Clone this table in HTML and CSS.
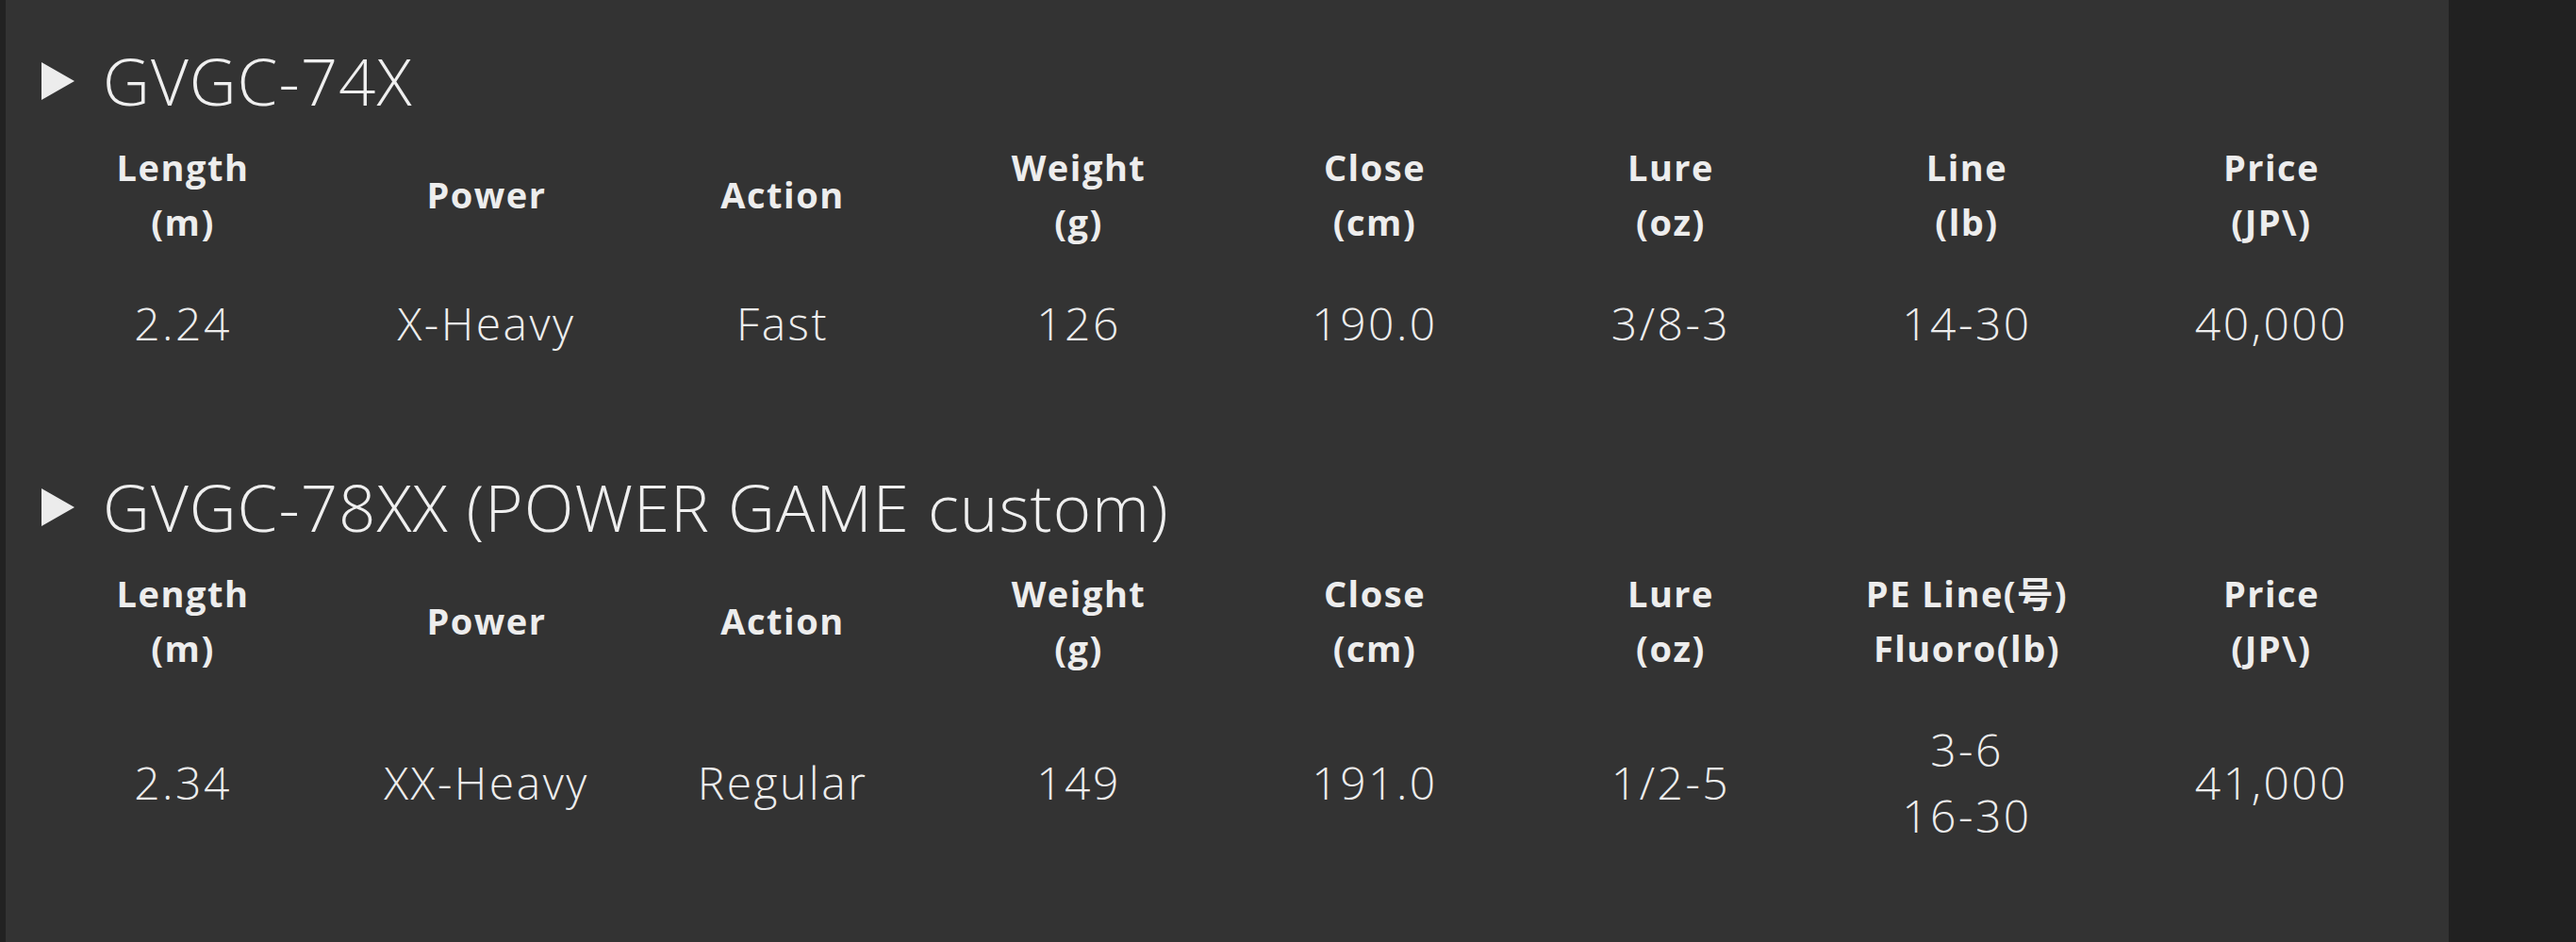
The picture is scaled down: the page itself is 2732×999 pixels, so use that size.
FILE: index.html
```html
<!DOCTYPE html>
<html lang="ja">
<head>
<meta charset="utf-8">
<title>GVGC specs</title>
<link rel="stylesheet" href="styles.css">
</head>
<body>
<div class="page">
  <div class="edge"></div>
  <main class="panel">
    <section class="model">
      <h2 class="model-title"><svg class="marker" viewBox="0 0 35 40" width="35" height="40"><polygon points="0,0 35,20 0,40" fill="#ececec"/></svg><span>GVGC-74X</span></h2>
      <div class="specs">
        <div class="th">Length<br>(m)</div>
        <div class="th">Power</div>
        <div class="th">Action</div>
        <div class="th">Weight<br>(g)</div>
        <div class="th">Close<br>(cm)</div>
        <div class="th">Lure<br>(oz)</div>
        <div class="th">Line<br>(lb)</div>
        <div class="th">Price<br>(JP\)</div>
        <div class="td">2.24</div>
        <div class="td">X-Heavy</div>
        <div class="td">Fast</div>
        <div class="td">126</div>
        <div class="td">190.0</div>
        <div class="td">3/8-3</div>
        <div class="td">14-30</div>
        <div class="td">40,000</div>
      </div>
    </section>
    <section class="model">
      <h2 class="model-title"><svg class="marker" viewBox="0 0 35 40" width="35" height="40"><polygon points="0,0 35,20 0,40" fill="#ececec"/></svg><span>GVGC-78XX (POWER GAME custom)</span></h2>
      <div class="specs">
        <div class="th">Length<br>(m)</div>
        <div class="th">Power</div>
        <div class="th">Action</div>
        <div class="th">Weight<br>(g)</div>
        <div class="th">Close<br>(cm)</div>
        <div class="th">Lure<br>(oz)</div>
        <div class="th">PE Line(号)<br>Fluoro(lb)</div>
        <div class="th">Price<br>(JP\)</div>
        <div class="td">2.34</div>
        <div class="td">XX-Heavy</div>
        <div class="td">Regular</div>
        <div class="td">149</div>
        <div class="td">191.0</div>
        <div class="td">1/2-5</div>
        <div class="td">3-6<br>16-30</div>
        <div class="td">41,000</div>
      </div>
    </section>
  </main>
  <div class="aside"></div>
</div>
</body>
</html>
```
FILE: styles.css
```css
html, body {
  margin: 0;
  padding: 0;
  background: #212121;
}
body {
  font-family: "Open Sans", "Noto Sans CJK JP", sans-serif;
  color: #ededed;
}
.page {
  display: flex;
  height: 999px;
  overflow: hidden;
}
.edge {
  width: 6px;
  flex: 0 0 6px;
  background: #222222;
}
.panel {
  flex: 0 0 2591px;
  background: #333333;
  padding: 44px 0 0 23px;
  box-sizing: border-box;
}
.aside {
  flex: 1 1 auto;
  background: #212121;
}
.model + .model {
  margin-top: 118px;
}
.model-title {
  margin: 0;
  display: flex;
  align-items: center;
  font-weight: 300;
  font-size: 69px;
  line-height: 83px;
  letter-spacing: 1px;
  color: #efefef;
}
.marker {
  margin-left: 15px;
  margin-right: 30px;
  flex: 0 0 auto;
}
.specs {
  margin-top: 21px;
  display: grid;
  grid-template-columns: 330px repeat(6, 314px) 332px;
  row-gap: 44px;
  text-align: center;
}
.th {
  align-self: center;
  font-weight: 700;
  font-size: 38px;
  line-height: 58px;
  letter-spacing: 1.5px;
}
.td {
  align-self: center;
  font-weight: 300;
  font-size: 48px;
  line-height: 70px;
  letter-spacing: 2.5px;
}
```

◇ ◇ ◇ ◇ ◇

→ **What this task involves**: Repeat the material above in full and exactly, apart from the pictures.

→ **The reply**:
Clone this table in HTML and CSS.
The picture is scaled down: the page itself is 2732×999 pixels, so use that size.
FILE: index.html
```html
<!DOCTYPE html>
<html lang="ja">
<head>
<meta charset="utf-8">
<title>GVGC specs</title>
<link rel="stylesheet" href="styles.css">
</head>
<body>
<div class="page">
  <div class="edge"></div>
  <main class="panel">
    <section class="model">
      <h2 class="model-title"><svg class="marker" viewBox="0 0 35 40" width="35" height="40"><polygon points="0,0 35,20 0,40" fill="#ececec"/></svg><span>GVGC-74X</span></h2>
      <div class="specs">
        <div class="th">Length<br>(m)</div>
        <div class="th">Power</div>
        <div class="th">Action</div>
        <div class="th">Weight<br>(g)</div>
        <div class="th">Close<br>(cm)</div>
        <div class="th">Lure<br>(oz)</div>
        <div class="th">Line<br>(lb)</div>
        <div class="th">Price<br>(JP\)</div>
        <div class="td">2.24</div>
        <div class="td">X-Heavy</div>
        <div class="td">Fast</div>
        <div class="td">126</div>
        <div class="td">190.0</div>
        <div class="td">3/8-3</div>
        <div class="td">14-30</div>
        <div class="td">40,000</div>
      </div>
    </section>
    <section class="model">
      <h2 class="model-title"><svg class="marker" viewBox="0 0 35 40" width="35" height="40"><polygon points="0,0 35,20 0,40" fill="#ececec"/></svg><span>GVGC-78XX (POWER GAME custom)</span></h2>
      <div class="specs">
        <div class="th">Length<br>(m)</div>
        <div class="th">Power</div>
        <div class="th">Action</div>
        <div class="th">Weight<br>(g)</div>
        <div class="th">Close<br>(cm)</div>
        <div class="th">Lure<br>(oz)</div>
        <div class="th">PE Line(号)<br>Fluoro(lb)</div>
        <div class="th">Price<br>(JP\)</div>
        <div class="td">2.34</div>
        <div class="td">XX-Heavy</div>
        <div class="td">Regular</div>
        <div class="td">149</div>
        <div class="td">191.0</div>
        <div class="td">1/2-5</div>
        <div class="td">3-6<br>16-30</div>
        <div class="td">41,000</div>
      </div>
    </section>
  </main>
  <div class="aside"></div>
</div>
</body>
</html>
```
FILE: styles.css
```css
html, body {
  margin: 0;
  padding: 0;
  background: #212121;
}
body {
  font-family: "Open Sans", "Noto Sans CJK JP", sans-serif;
  color: #ededed;
}
.page {
  display: flex;
  height: 999px;
  overflow: hidden;
}
.edge {
  width: 6px;
  flex: 0 0 6px;
  background: #222222;
}
.panel {
  flex: 0 0 2591px;
  background: #333333;
  padding: 44px 0 0 23px;
  box-sizing: border-box;
}
.aside {
  flex: 1 1 auto;
  background: #212121;
}
.model + .model {
  margin-top: 118px;
}
.model-title {
  margin: 0;
  display: flex;
  align-items: center;
  font-weight: 300;
  font-size: 69px;
  line-height: 83px;
  letter-spacing: 1px;
  color: #efefef;
}
.marker {
  margin-left: 15px;
  margin-right: 30px;
  flex: 0 0 auto;
}
.specs {
  margin-top: 21px;
  display: grid;
  grid-template-columns: 330px repeat(6, 314px) 332px;
  row-gap: 44px;
  text-align: center;
}
.th {
  align-self: center;
  font-weight: 700;
  font-size: 38px;
  line-height: 58px;
  letter-spacing: 1.5px;
}
.td {
  align-self: center;
  font-weight: 300;
  font-size: 48px;
  line-height: 70px;
  letter-spacing: 2.5px;
}
```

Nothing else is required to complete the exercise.